The Global Times responded, as well. “Loan problems among Pacific island countries are a political issue induced by Western countries for their own interests,” it insisted, citing “analysts.” One such expert, research fellow Yu Lei, claimed, “South Pacific nations were ‘bewitched’ by Western countries including Australia and the US, who sought to gain political leverage in the region.”

In a matter of hours, ABC News noted, Tonga succumbed to pressure and canceled its plan for a multilateral addressing of the issue.

The negative attention on Chinese loans could hinder Beijing’s aspirations in China, however, which Communist Party leader Xi Jinping is expected to promote at next month’s Forum on China-Africa Cooperation.

“The future of the China-Africa cooperation will go in tandem with the Belt and Road initiative with deeper integration of policy instruments including trade, investment and aid,” Chinese expert Song Wei told the Global Times in a piece promoting the summit.

The Foreign Ministry explained in its Monday press conference that “leaders of the FOCAC [Forum on China-Africa Cooperation] African members will attend the summit upon invitation, and representatives of relevant regional organizations in Africa and international organizations will also participate in related activities.”
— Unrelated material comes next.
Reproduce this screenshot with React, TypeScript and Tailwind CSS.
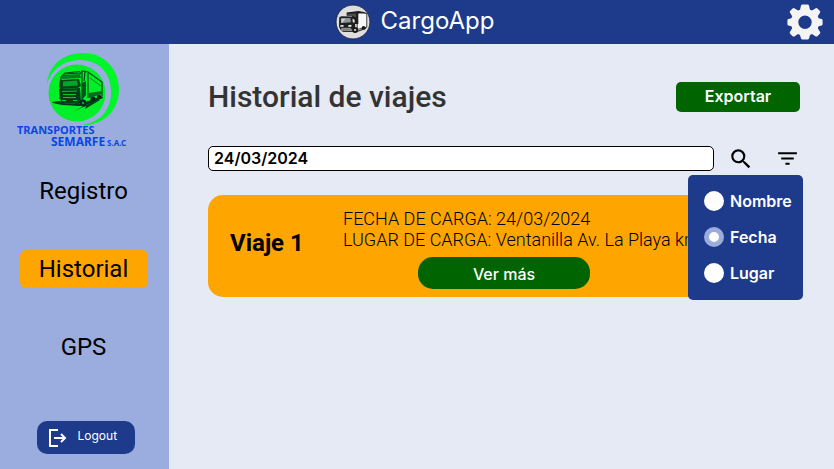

Africa also appears to be losing its taste for Chinese money. Kenya, in particular, is struggling to make sense of its agreement to let China build a major railway connecting Kenyan cities to other regional capitals. China promised the plan would bring more local jobs but has instead resulted in the creation of an “apartheid” system in which Chinese workers immigrating to Kenya receive the lucrative jobs and refuse to even sit near Kenyan nationals for their lunch break. The hundreds of Chinese workers taking advantage of the project have also overwhelmed the Kenyan immigration system, in many instances using tourist visas to come work in the country illegally.